Japan braces for steep rain and wind due to Hagibis

Threatening to disrupt activity with the heaviest rain and winds in 60 years, the Hagibis Typhoon is approaching Japan, due to make landfall on the main island of Honshu on Saturday – a month after one of the strongest typhoons to hit Japan in recent years destroyed or damaged 30,000 houses.

A news broadcast in Japan warning over Hagibis

The Japanese prime minister, Shinzo Abe, ordered his cabinet ministers to do their utmost to secure people’s safety.

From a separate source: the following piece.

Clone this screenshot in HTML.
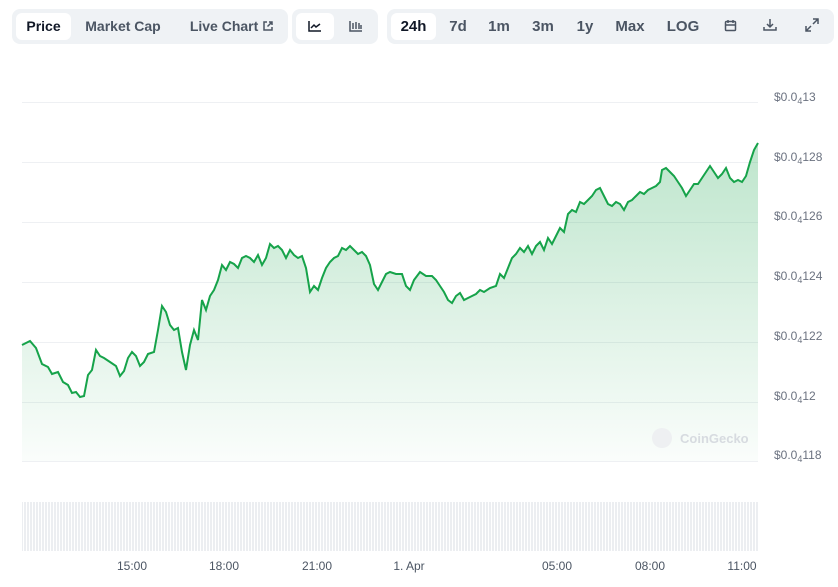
<!DOCTYPE html>
<html><head><style>
body{margin:0;width:838px;height:587px;background:#fff;font-family:"Liberation Sans",sans-serif;position:relative;overflow:hidden}
.g{position:absolute;top:9px;height:35px;background:#eff2f5;border-radius:8px}
.b{position:absolute;top:4px;height:27px;line-height:27px;font-size:14px;font-weight:bold;color:#4b5563;text-align:center}
.w{background:#fff;border-radius:6px;color:#111827}
.yl{position:absolute;left:774px;font-size:12px;color:#6b7280}
.yl sub{font-size:9px;vertical-align:-3px}
.xl{position:absolute;top:559px;font-size:12px;color:#4b5563;transform:translateX(-50%)}
</style></head><body>
<div class="g" style="left:12px;width:276px">
<div class="b w" style="left:4px;width:55px">Price</div>
<div class="b" style="left:66px;width:90px">Market Cap</div>
<div class="b" style="left:170px;width:100px">Live Chart <svg width="12" height="12" viewBox="0 0 12 12" style="vertical-align:-1px"><path d="M5 2H2v8h8V7M7 2h3v3M10 2L5.5 6.5" fill="none" stroke="#4b5563" stroke-width="1.5"/></svg></div>
</div>
<div class="g" style="left:292px;width:86px">
<div class="b w" style="left:4px;width:38px"><svg width="14" height="12" viewBox="0 0 14 12" style="vertical-align:-1px"><path d="M1 1v10h12M3 8l3-3 2 2 4-3" fill="none" stroke="#111827" stroke-width="1.5"/></svg></div>
<div class="b" style="left:46px;width:36px"><svg width="14" height="12" viewBox="0 0 14 12" style="vertical-align:-1px"><path d="M1 1v10h12M4 3v6M7 2v7M10 3v6M12 5v4" fill="none" stroke="#4b5563" stroke-width="1.5"/></svg></div>
</div>
<div class="g" style="left:387px;width:447px">
<div class="b w" style="left:4px;width:45px;font-size:15px">24h</div>
<div class="b" style="left:55px;width:32px;font-size:15px">7d</div>
<div class="b" style="left:96px;width:32px;font-size:15px">1m</div>
<div class="b" style="left:140px;width:32px;font-size:15px">3m</div>
<div class="b" style="left:182px;width:32px;font-size:15px">1y</div>
<div class="b" style="left:223px;width:40px;font-size:15px">Max</div>
<div class="b" style="left:275px;width:42px;font-size:15px">LOG</div>
<div class="b" style="left:328px;width:30px"><svg width="13" height="13" viewBox="0 0 13 13" style="vertical-align:-1px"><rect x="1.5" y="2.5" width="10" height="9" rx="1" fill="none" stroke="#4b5563" stroke-width="1.5"/><path d="M1.5 6h10M4 1v3M9 1v3" stroke="#4b5563" stroke-width="1.5"/></svg></div>
<div class="b" style="left:368px;width:30px"><svg width="14" height="14" viewBox="0 0 14 14" style="vertical-align:-1px"><path d="M7 1v8M4 6l3 3 3-3M1 9v3h12V9" fill="none" stroke="#4b5563" stroke-width="1.5"/></svg></div>
<div class="b" style="left:410px;width:30px"><svg width="14" height="14" viewBox="0 0 14 14" style="vertical-align:-1px"><path d="M8 1h5v5M13 1L8 6M6 13H1V8M1 13l5-5" fill="none" stroke="#4b5563" stroke-width="1.5"/></svg></div>
</div>
<svg width="838" height="587" style="position:absolute;left:0;top:0">
<defs><linearGradient id="f" x1="0" y1="0" x2="0" y2="1"><stop offset="0" stop-color="#16a34a" stop-opacity=".28"/><stop offset="1" stop-color="#16a34a" stop-opacity=".02"/></linearGradient>
<pattern id="v" width="3" height="60" patternUnits="userSpaceOnUse"><rect width="2" height="60" fill="#eceef1"/></pattern></defs>
<g stroke="#eef0f3" stroke-width="1"><path d="M22 102.5H758M22 162.5H758M22 222.5H758M22 282.5H758M22 342.5H758M22 402.5H758M22 461.5H758"/></g>
<path d="M22 345L30 341L36 348L42 364L48 367L52 374L58 372L63 382L68 385L72 393L76 392L80 397L84 396L88 375L92 370L96 350L100 356L104 358L110 362L116 366L120 376L124 371L128 358L132 352L136 356L140 366L144 362L148 354L154 352L158 330L162 306L166 312L170 325L174 330L178 328L182 352L186 370L190 345L194 330L198 340L202 300L206 310L210 296L214 290L218 280L222 265L226 270L230 262L234 264L238 268L242 258L246 256L250 258L254 262L258 255L262 265L266 258L270 244L274 248L278 246L282 250L286 258L290 250L294 255L298 258L302 256L306 268L310 292L314 286L318 290L322 278L326 268L330 262L334 258L338 256L342 248L346 250L350 246L354 250L358 254L362 252L366 256L370 265L374 284L378 290L382 282L386 274L390 272L396 274L402 274L406 286L410 290L414 280L420 272L426 276L432 276L436 280L440 286L444 292L448 300L452 303L456 296L460 293L464 300L468 298L472 296L476 294L480 290L484 292L490 288L496 286L500 274L504 278L508 268L512 258L516 254L520 248L524 252L528 246L532 254L536 246L540 242L544 250L548 238L552 244L556 236L560 228L564 232L568 214L572 210L576 212L580 202L584 204L588 200L592 196L596 190L600 188L604 196L608 204L612 206L616 202L620 204L624 210L628 202L632 200L636 196L640 192L644 194L648 190L652 188L656 186L660 182L662 170L666 168L670 172L674 176L678 182L682 188L686 196L690 190L694 184L698 184L702 178L706 172L710 166L714 172L718 178L722 174L726 168L730 178L734 182L738 180L742 182L746 176L750 162L754 150L758 143L758 461L22 461Z" fill="url(#f)"/>
<path d="M22 345L30 341L36 348L42 364L48 367L52 374L58 372L63 382L68 385L72 393L76 392L80 397L84 396L88 375L92 370L96 350L100 356L104 358L110 362L116 366L120 376L124 371L128 358L132 352L136 356L140 366L144 362L148 354L154 352L158 330L162 306L166 312L170 325L174 330L178 328L182 352L186 370L190 345L194 330L198 340L202 300L206 310L210 296L214 290L218 280L222 265L226 270L230 262L234 264L238 268L242 258L246 256L250 258L254 262L258 255L262 265L266 258L270 244L274 248L278 246L282 250L286 258L290 250L294 255L298 258L302 256L306 268L310 292L314 286L318 290L322 278L326 268L330 262L334 258L338 256L342 248L346 250L350 246L354 250L358 254L362 252L366 256L370 265L374 284L378 290L382 282L386 274L390 272L396 274L402 274L406 286L410 290L414 280L420 272L426 276L432 276L436 280L440 286L444 292L448 300L452 303L456 296L460 293L464 300L468 298L472 296L476 294L480 290L484 292L490 288L496 286L500 274L504 278L508 268L512 258L516 254L520 248L524 252L528 246L532 254L536 246L540 242L544 250L548 238L552 244L556 236L560 228L564 232L568 214L572 210L576 212L580 202L584 204L588 200L592 196L596 190L600 188L604 196L608 204L612 206L616 202L620 204L624 210L628 202L632 200L636 196L640 192L644 194L648 190L652 188L656 186L660 182L662 170L666 168L670 172L674 176L678 182L682 188L686 196L690 190L694 184L698 184L702 178L706 172L710 166L714 172L718 178L722 174L726 168L730 178L734 182L738 180L742 182L746 176L750 162L754 150L758 143" fill="none" stroke="#16a34a" stroke-width="2"/>
<rect x="22" y="502" width="736" height="49" fill="url(#v)"/>
<circle cx="662" cy="438" r="10" fill="#eef0f2"/>
<text x="680" y="443" font-family="Liberation Sans" font-size="13" font-weight="bold" fill="#d7dbe0">CoinGecko</text>
</svg>
<div class="yl" style="top:90px">$0.0<sub>4</sub>13</div>
<div class="yl" style="top:150px">$0.0<sub>4</sub>128</div>
<div class="yl" style="top:209px">$0.0<sub>4</sub>126</div>
<div class="yl" style="top:269px">$0.0<sub>4</sub>124</div>
<div class="yl" style="top:329px">$0.0<sub>4</sub>122</div>
<div class="yl" style="top:389px">$0.0<sub>4</sub>12</div>
<div class="yl" style="top:448px">$0.0<sub>4</sub>118</div>
<div class="xl" style="left:132px">15:00</div>
<div class="xl" style="left:224px">18:00</div>
<div class="xl" style="left:317px">21:00</div>
<div class="xl" style="left:409px">1. Apr</div>
<div class="xl" style="left:557px">05:00</div>
<div class="xl" style="left:650px">08:00</div>
<div class="xl" style="left:742px">11:00</div>
</body></html>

The storm could be the strongest to hit Tokyo since 1958. People should also prepare for high waves and storm surges, the Japan Meteorological Agency said.

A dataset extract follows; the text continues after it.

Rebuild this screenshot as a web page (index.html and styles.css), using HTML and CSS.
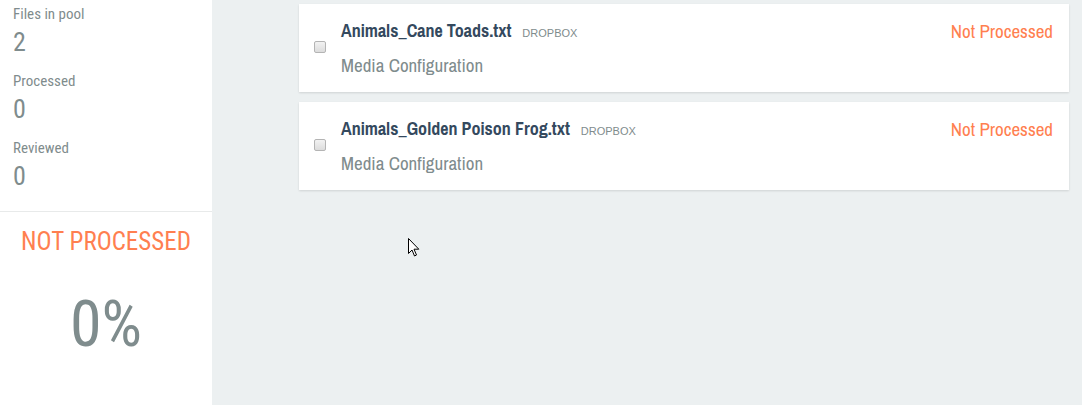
FILE: index.html
```html
<!DOCTYPE html>
<html>
<head>
<meta charset="utf-8">
<link rel="stylesheet" href="styles.css">
</head>
<body>
<div class="page">
  <aside class="sidebar">
    <div class="stats">
      <div class="stat">
        <div class="stat-label">Files in pool</div>
        <div class="stat-value">2</div>
      </div>
      <div class="stat">
        <div class="stat-label">Processed</div>
        <div class="stat-value">0</div>
      </div>
      <div class="stat">
        <div class="stat-label">Reviewed</div>
        <div class="stat-value">0</div>
      </div>
    </div>
    <div class="status">
      <div class="status-title">NOT PROCESSED</div>
      <div class="status-pct">0%</div>
    </div>
  </aside>
  <main class="main">
    <div class="card">
      <input type="checkbox" class="check">
      <div class="card-body">
        <div class="card-title"><span class="name">Animals_Cane Toads.txt</span><span class="source">DROPBOX</span></div>
        <div class="card-sub">Media Configuration</div>
      </div>
      <div class="card-status">Not Processed</div>
    </div>
    <div class="card">
      <input type="checkbox" class="check">
      <div class="card-body">
        <div class="card-title"><span class="name">Animals_Golden Poison Frog.txt</span><span class="source">DROPBOX</span></div>
        <div class="card-sub">Media Configuration</div>
      </div>
      <div class="card-status">Not Processed</div>
    </div>
  </main>
  <svg class="cursor" width="12" height="19" viewBox="0 0 12 19"><path d="M0.5 0.5 L0.5 15.5 L4 12 L6.5 18 L8.5 17 L6 11.2 L10.8 11.2 Z" fill="#fff" stroke="#000" stroke-width="1"/></svg>
</div>
</body>
</html>
```

FILE: styles.css
```css
html, body {
  margin: 0;
  padding: 0;
  background: #ecf0f1;
}
.page {
  display: flex;
  height: 405px;
  position: relative;
}
.sidebar {
  width: 212px;
  background: #fff;
  flex: none;
  font-family: "Roboto Condensed", "Roboto", sans-serif;
}
.stats {
  padding: 4px 13px 0;
  border-bottom: 1px solid #e8eaea;
  height: 212px;
  box-sizing: border-box;
}
.stat {
  height: 67px;
}
.stat-label {
  font-size: 15px;
  color: #7f8c8d;
  line-height: 20px;
}
.stat-value {
  font-size: 26px;
  color: #7f8c8d;
  line-height: 30px;
  margin-top: 3px;
}
.status {
  text-align: center;
}
.status-title {
  font-size: 25px;
  color: #ff7f50;
  margin-top: 15px;
  line-height: 30px;
}
.status-pct {
  font-size: 64px;
  color: #7f8c8d;
  margin-top: 32px;
  line-height: 72px;
}
.main {
  flex: 1;
  padding: 4px 13px 0 87px;
  display: flex;
  flex-direction: column;
  gap: 10px;
  font-family: "Archivo Narrow", "Roboto Condensed", sans-serif;
}
.card {
  background: #fff;
  height: 88px;
  box-shadow: 0 1px 2px rgba(0,0,0,0.12);
  display: flex;
  align-items: flex-start;
}
.check {
  appearance: none;
  -webkit-appearance: none;
  margin: 37px 0 0 15px;
  width: 12px;
  height: 12px;
  box-sizing: border-box;
  border: 1px solid #b4b4b4;
  border-radius: 2px;
  background: linear-gradient(#f2f2f2, #dcdcdc);
  flex: none;
}
.card-body {
  flex: 1;
  margin-left: 15px;
  padding-top: 16px;
}
.card-title {
  line-height: 22px;
}
.name {
  font-weight: bold;
  font-size: 18px;
  color: #34495e;
}
.source {
  font-family: "Liberation Sans", Arial, sans-serif;
  font-size: 11px;
  color: #7f8c8d;
  margin-left: 11px;
}
.card-sub {
  font-size: 19px;
  color: #7f8c8d;
  margin-top: 10px;
  line-height: 22px;
}
.card-status {
  font-size: 19px;
  color: #ff7f50;
  padding: 16px 16px 0 0;
  line-height: 22px;
}
.cursor {
  position: absolute;
  left: 408px;
  top: 238px;
}
```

East Japan Railway announced that it will suspend many trains runs Saturday, while Central Japan Railway said it will cancel all shinkansen services between Tokyo and Nagoya and West Japan Railway plans suspensions between Shin-Osaka and Okayama stations.

Supermarkets are going the extra mile on safety precautions. Major chain Ito Yokado said it will close 124 outlets in Tokyo, Kanagawa, Chiba, Saitama, Ibaraki, Gifu, Shizuoka and Aichi prefectures throughout Saturday. Department store Isetan Mitsukoshi Holdings announced the same day that its Shinjuku, Ginza, and Ebisu stores in Tokyo will close on Saturday as well.

Theme parks are no exception either. Tokyo Disneyland and Tokyo DisneySea will close on Saturday for the first time since the Great East Japan Earthquake struck in 2011, operator Oriental Land said. Universal Studios Japan said its Osaka facility will do the same.

Shigeo Kannaka, a director of Japan Bosai (Disaster Prevention) Society, urged caution. Asked what measures households can take to prepare for such contingencies, Kannaka recommended filling bathtubs, kettles, and buckets with water that can later be used to flush toilets and fulfill other domestic purposes.

Flashlights, lanterns and portable radios will also come in handy in the event of a power failure, he said. Other safety precautions include taping windows in all directions to prevent them from fragmenting when they break, stocking up on enough potable water for three days, and topping up the gas tanks of cars and other vehicles.

“To protect your own and your loved ones’ lives, please evacuate swiftly before winds and rain become strong and it grows dark and ensures your safety if evacuation advisories are issued by local bodies,” Yasushi Kajihara, director of the Forecast Division, told a news conference.